* **Problem description**:
Go through the records below line by line, counting those that contain the word "this"; answer with the count only.
+++ Provided records
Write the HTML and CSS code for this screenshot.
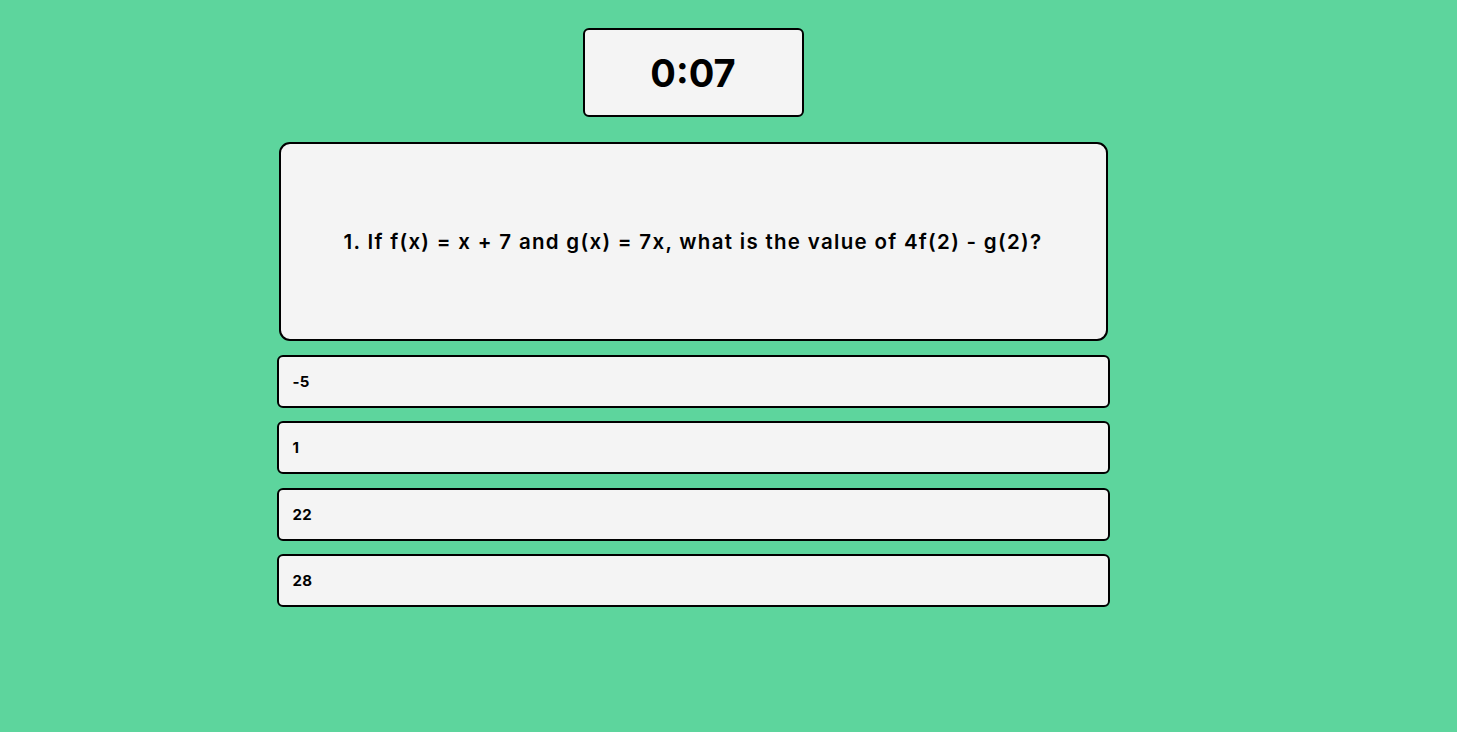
++++++
+++ Provided records
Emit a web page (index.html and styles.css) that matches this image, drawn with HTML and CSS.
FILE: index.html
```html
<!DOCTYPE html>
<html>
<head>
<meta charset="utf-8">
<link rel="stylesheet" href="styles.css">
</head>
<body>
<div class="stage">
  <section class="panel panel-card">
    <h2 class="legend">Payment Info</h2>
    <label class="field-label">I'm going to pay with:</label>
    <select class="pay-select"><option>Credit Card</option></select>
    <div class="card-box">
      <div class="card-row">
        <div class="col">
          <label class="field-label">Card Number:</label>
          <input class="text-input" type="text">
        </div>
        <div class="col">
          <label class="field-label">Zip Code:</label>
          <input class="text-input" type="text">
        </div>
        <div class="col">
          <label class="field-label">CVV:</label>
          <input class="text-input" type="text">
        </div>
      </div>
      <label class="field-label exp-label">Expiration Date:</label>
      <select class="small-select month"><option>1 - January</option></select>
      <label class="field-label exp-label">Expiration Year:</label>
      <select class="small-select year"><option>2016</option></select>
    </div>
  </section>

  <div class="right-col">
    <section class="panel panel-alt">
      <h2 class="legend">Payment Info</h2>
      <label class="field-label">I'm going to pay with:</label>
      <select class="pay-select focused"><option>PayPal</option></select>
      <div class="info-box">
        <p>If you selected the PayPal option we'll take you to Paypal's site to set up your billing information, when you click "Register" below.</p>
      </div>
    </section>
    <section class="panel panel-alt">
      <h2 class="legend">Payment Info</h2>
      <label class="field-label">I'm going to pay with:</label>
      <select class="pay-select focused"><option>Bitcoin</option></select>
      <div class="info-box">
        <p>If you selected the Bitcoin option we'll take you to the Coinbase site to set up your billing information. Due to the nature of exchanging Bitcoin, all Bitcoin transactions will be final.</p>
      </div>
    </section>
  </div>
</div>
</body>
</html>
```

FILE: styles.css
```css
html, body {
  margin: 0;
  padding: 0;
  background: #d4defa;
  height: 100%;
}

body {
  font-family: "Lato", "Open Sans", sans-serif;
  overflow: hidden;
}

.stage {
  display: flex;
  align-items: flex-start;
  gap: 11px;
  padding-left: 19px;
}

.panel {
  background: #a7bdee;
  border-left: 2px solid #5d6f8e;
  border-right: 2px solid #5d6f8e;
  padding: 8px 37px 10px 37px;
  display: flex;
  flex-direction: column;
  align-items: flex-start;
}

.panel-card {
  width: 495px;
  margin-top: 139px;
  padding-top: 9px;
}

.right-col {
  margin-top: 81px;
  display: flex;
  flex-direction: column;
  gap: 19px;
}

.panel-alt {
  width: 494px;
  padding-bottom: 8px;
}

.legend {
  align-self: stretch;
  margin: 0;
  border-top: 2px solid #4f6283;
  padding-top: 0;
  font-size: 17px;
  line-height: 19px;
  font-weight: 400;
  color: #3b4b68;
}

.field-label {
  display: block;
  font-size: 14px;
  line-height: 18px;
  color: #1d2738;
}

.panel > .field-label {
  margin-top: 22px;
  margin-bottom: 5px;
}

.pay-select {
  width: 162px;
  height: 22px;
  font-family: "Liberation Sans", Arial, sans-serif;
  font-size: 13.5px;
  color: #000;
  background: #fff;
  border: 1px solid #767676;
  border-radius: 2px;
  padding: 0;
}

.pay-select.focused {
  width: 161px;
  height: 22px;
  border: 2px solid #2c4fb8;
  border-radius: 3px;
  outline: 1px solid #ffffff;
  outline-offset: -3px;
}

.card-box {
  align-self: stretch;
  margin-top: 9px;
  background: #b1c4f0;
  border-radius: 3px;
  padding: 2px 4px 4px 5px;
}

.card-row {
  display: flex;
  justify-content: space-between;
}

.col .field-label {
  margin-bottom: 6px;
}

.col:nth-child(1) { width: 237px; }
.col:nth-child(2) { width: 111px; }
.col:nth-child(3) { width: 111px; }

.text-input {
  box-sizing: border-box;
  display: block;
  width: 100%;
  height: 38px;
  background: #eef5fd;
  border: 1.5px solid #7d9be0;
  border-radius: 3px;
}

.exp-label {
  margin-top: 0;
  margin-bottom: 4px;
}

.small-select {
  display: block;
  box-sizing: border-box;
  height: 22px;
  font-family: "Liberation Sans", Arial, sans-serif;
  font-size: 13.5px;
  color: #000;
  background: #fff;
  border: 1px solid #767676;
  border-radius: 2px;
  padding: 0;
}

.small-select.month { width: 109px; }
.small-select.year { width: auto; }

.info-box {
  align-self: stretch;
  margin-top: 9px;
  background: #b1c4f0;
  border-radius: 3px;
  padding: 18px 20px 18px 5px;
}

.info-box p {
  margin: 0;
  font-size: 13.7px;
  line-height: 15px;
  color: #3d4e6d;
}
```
++++++
* **Response to the task**:
2